By Julia Pepler
When I was 18 years old I got the opportunity to go on a 52-day canoe trip with my summer camp. Alongside 7 other campers and 2 leaders, we travelled to our starting point on Tibbitt Lake in the Northwest Territories.
Carrying all our food for the next two months (our biggest pack weighing roughly 180 lbs), with limited communication to the outside world, and only barren hills as far as the eye could see, it was up to us to travel over 900 km by canoe to our finish point, a small town on the Arctic Ocean, Kugluktuk, Nunavut.
It has been 6 years since this summer, isolated in the north, but the people, memories, and landscape come back to me almost on a daily basis. What strikes me often is how the dozens of lakes and rivers we portaged between and paddled on ripple through my memory as if they were people on the journey with us. Gordon Lake played rough with us, with strong winds and long days of paddling. Point Lake made us feel at home—we became so comfortable in its wide-open landscape that as it narrowed we wondered if we might just stay on its big sunbathed rocks forever. And the Coppermine River was big and powerful, never letting us know what was around the next bend.

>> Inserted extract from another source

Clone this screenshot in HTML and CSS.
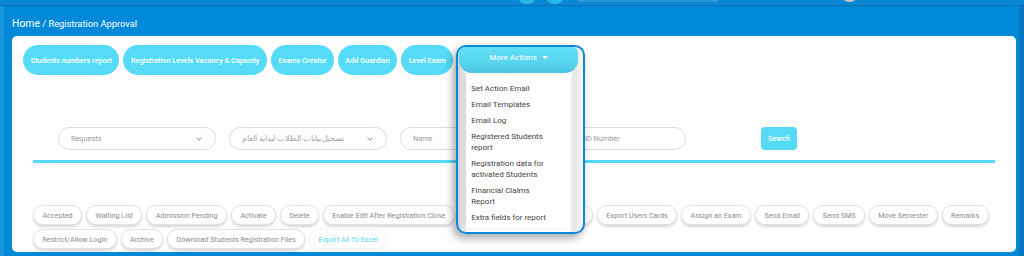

Our route, in yellow, from Tibbet Lake to Kugluktuk.
When I came back from these 8 weeks away from “civilization” as I knew it, away from life’s many distractions, and smelling like I had only taken 30-second dunks in the frigid arctic waters for the whole summer, I had changed forever. My perception of what was important in life changed. My appreciation for Canada’s protected and untouched wilderness grew. And my relationship with water deepened.
After two weeks on the water, we were getting pretty tired of treating our drinking water. Paddling further and further from the last signs of human life, the inconvenience of making potable water became a hassle. After all, treating water for 10 people, and carrying that precious water on multiple portages each day took a lot of effort. I can remember the first day someone brought up the idea of simply dipping our water bottles into the lake, and not treating our drinking water at all. It was risky but so tempting. We discussed this for a whole afternoon, our five red canoes pacing with each other as we worked out the issue. On the one hand, we could get Giardia (beaver fever) and be far away from all the comforts of home. But on the other hand, the waters felt untouched and crystal clear, with swift currents and cool temperatures, perfect for drinking.
Over the next few days, one by one, we began timidly dipping our bottles into the lake and drinking it as it was. Those first few times felt wrong. Growing up in Ontario, and paddling the busy waters in Temagami and Georgian Bay, it had always been frowned upon to drink the water without treating it; beaver fever was almost certain. But the waters up here were different. And they tasted like heaven.
That's me with a full bottle of delicious, untreated water from the Coppermine River!
Pretty quickly, we wouldn’t even think twice about drinking straight from the lakes and rivers we were paddling. It occurs to me now that the idea of drinking straight from the fresh-waters that flow in Canada is something that many Canadians will live their entire lives without doing, and for good reason. Drinking water advisories, waters poisoned by industries, our bustling urban centres, microplastics, E. coli and Giardia are all serious concerns for most communities in Canada. I can’t help but wonder how we got here, and if future generations will ever be able to confidently dip their cups and bottles into our glorious lakes and rivers without fear of illness.
Today, I savour the exceptional opportunity I had to connect with water in this far too uncommon way. And I savour the knowledge that there are organizations and individuals working towards a future where all Canadians might live without fear of drinking the water that flows from their lakes and rivers and into our taps.